Larry Hogan, Maryland's Republican governor, said in an interview for The Texas Tribune Festival that aired Wednesday that it would be a mistake for members of his party to push through a Supreme Court nominee before Election Day.

"I don't think we should play partisan games with the Supreme Court," said the two-term governor of a blue state.

Hogan was speaking with Matt K. Lewis, a senior columnist for The Daily Beast and commentator for CNN, days after the death of Justice Ruth Bader Ginsburg.

President Donald Trump has said he plans to nominate Ginsburg's replacement this week, and Senate Majority Leader Mitch McConnell has made clear that he plans to hold a vote on the nomination, even though Election Day is less than two months away.

Four years ago, McConnell refused to hold a vote for President Barack Obama's nominee for the high court, Merrick Garland, after the death of Justice Antonin Scalia, who died 269 days before the election. Democrats have decried Republicans' sense of urgency now, calling it gross hypocrisy. A few Democrats have called for packing the court if former Vice President Joe Biden wins the presidency.

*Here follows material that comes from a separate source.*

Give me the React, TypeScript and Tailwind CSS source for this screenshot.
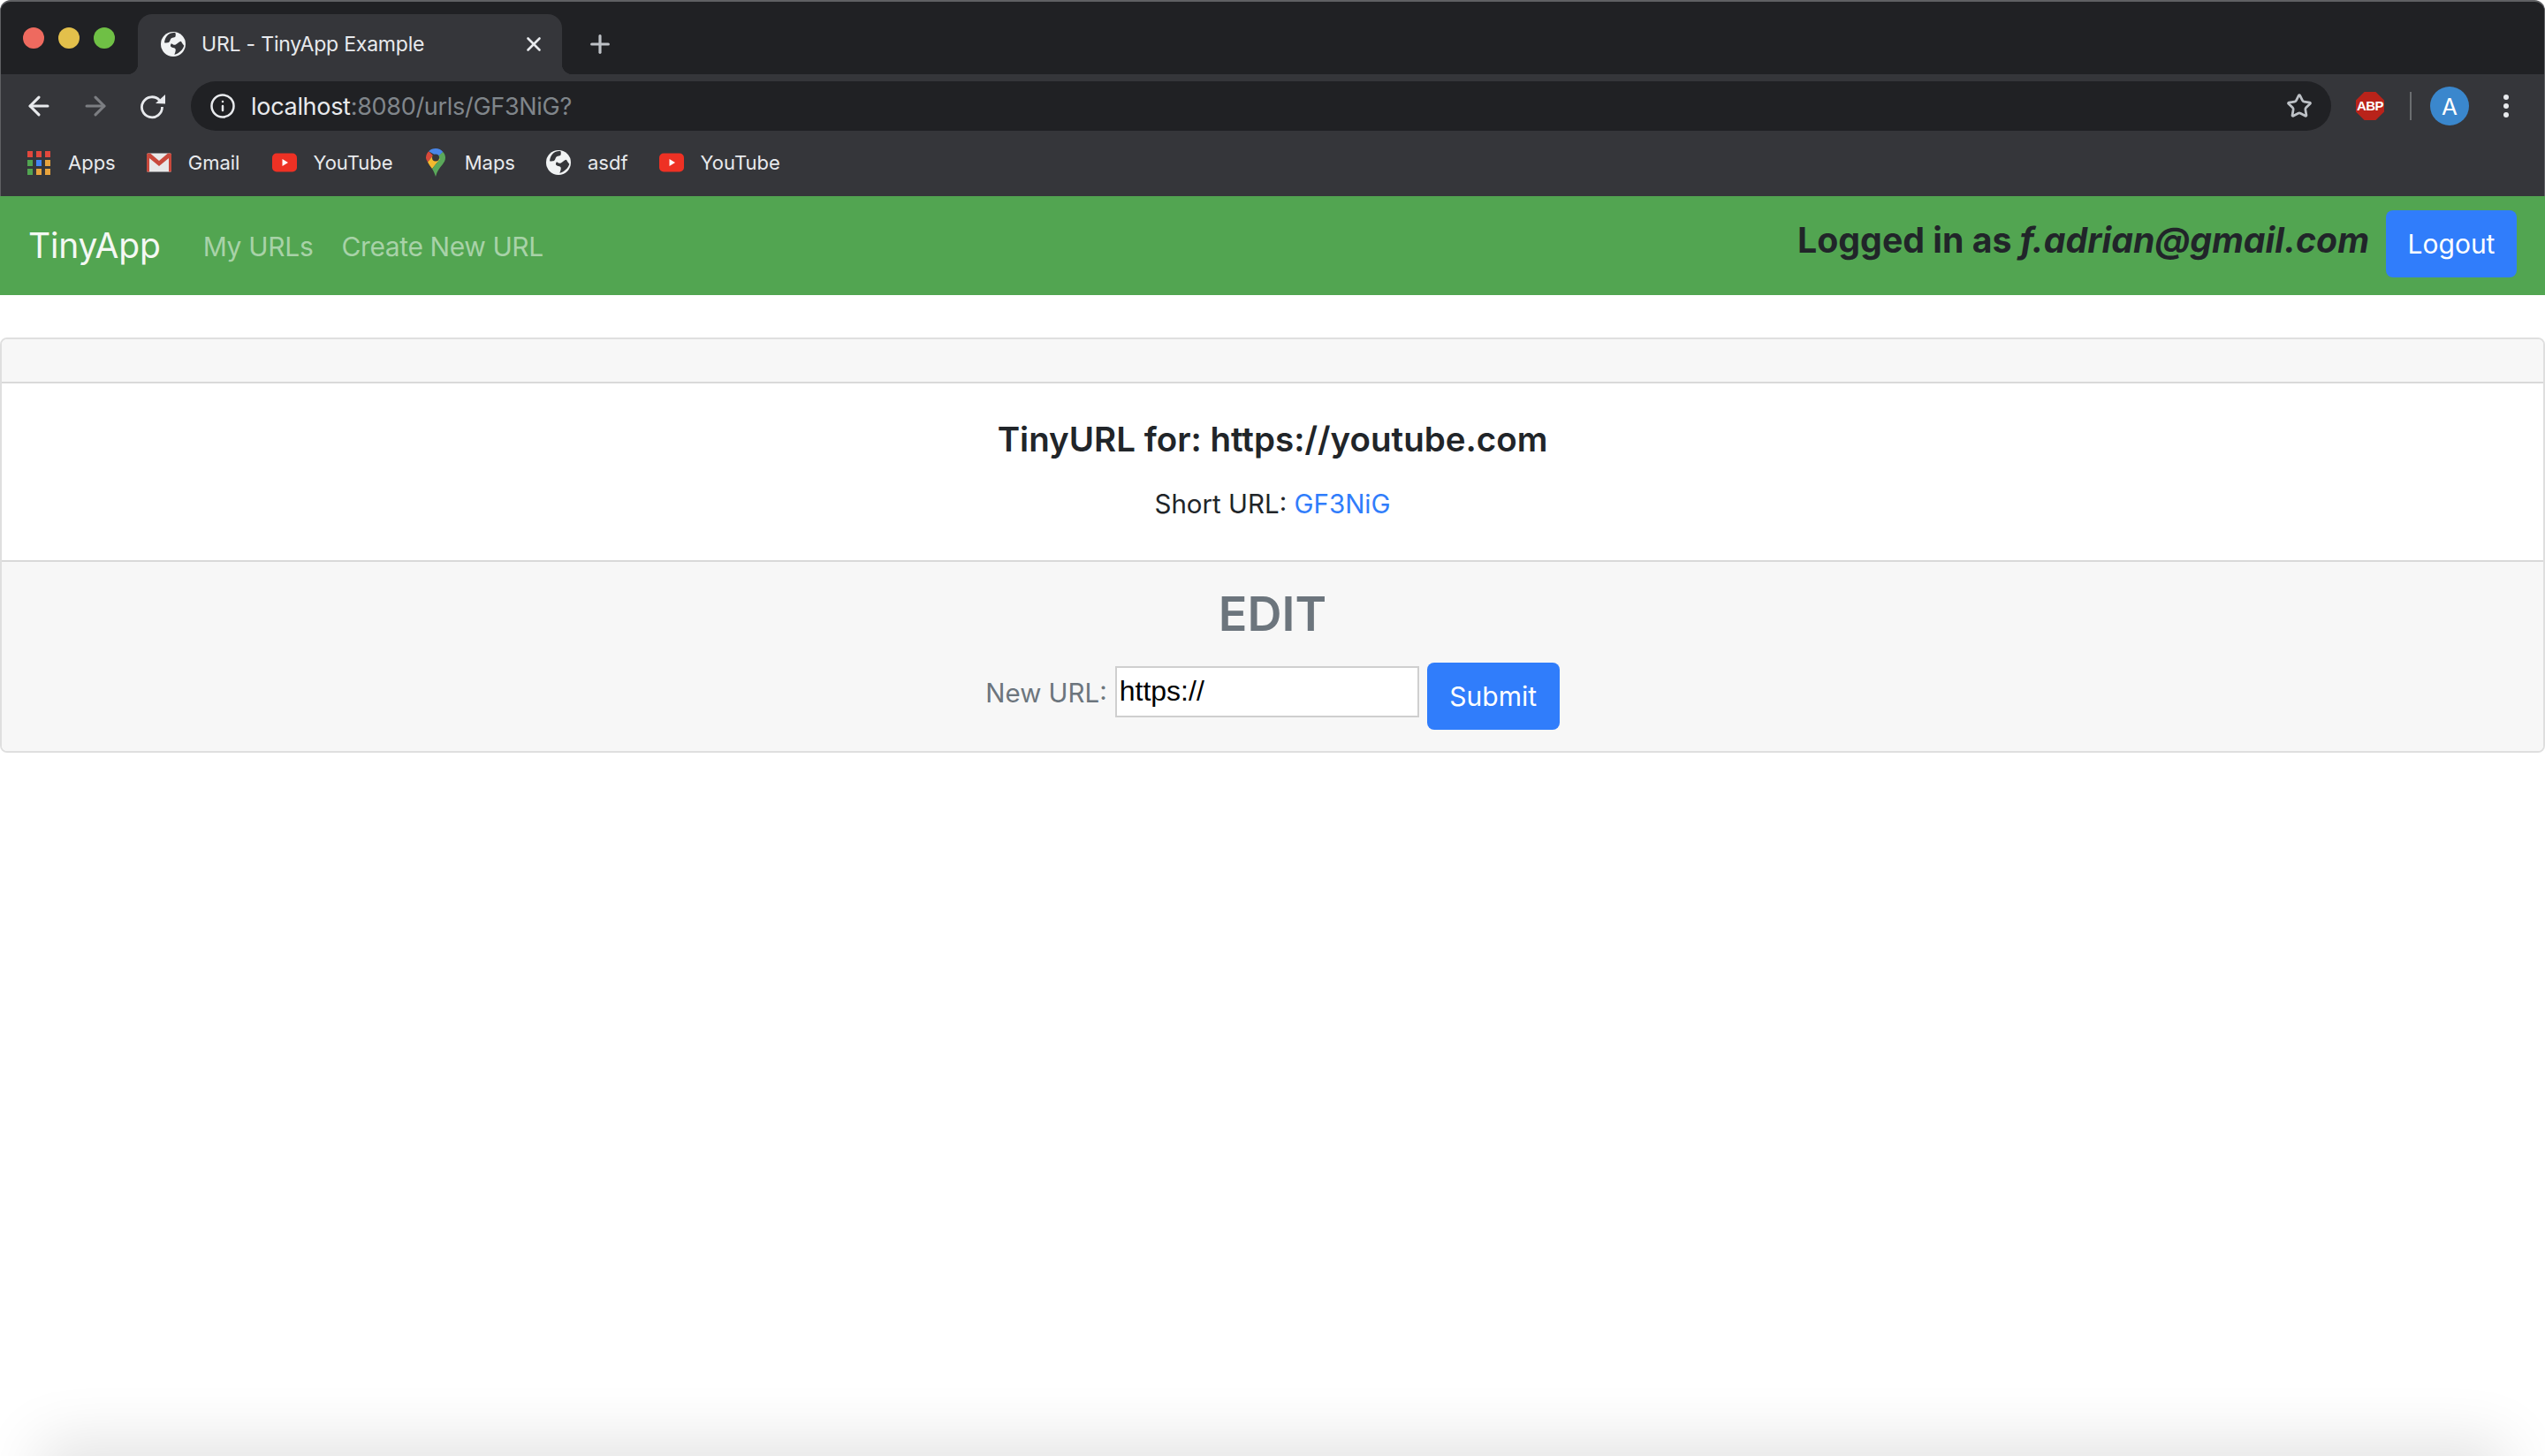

Hogan cautioned against either move.

"I think it would be a mistake for the Senate to ram through a nominee before the election on a partisan line vote — just as I think it would also be a mistake for the Democrats to question the integrity of the court or any of the nominees or try to pack the court," he said.

Hogan added that there was a lot to admire about Ginsburg's life, including her fights for women's rights, her friendship across the ideological divide with Scalia and her courage while battling cancer.

"We can't let her death create more division in our country," he said.

Hogan is known to buck his party at times, most recently criticizing Trump for the federal government's coronavirus response.

"I think there's just more than enough hypocrisy to go around on both sides," he said. "The American people deserve a dignified process."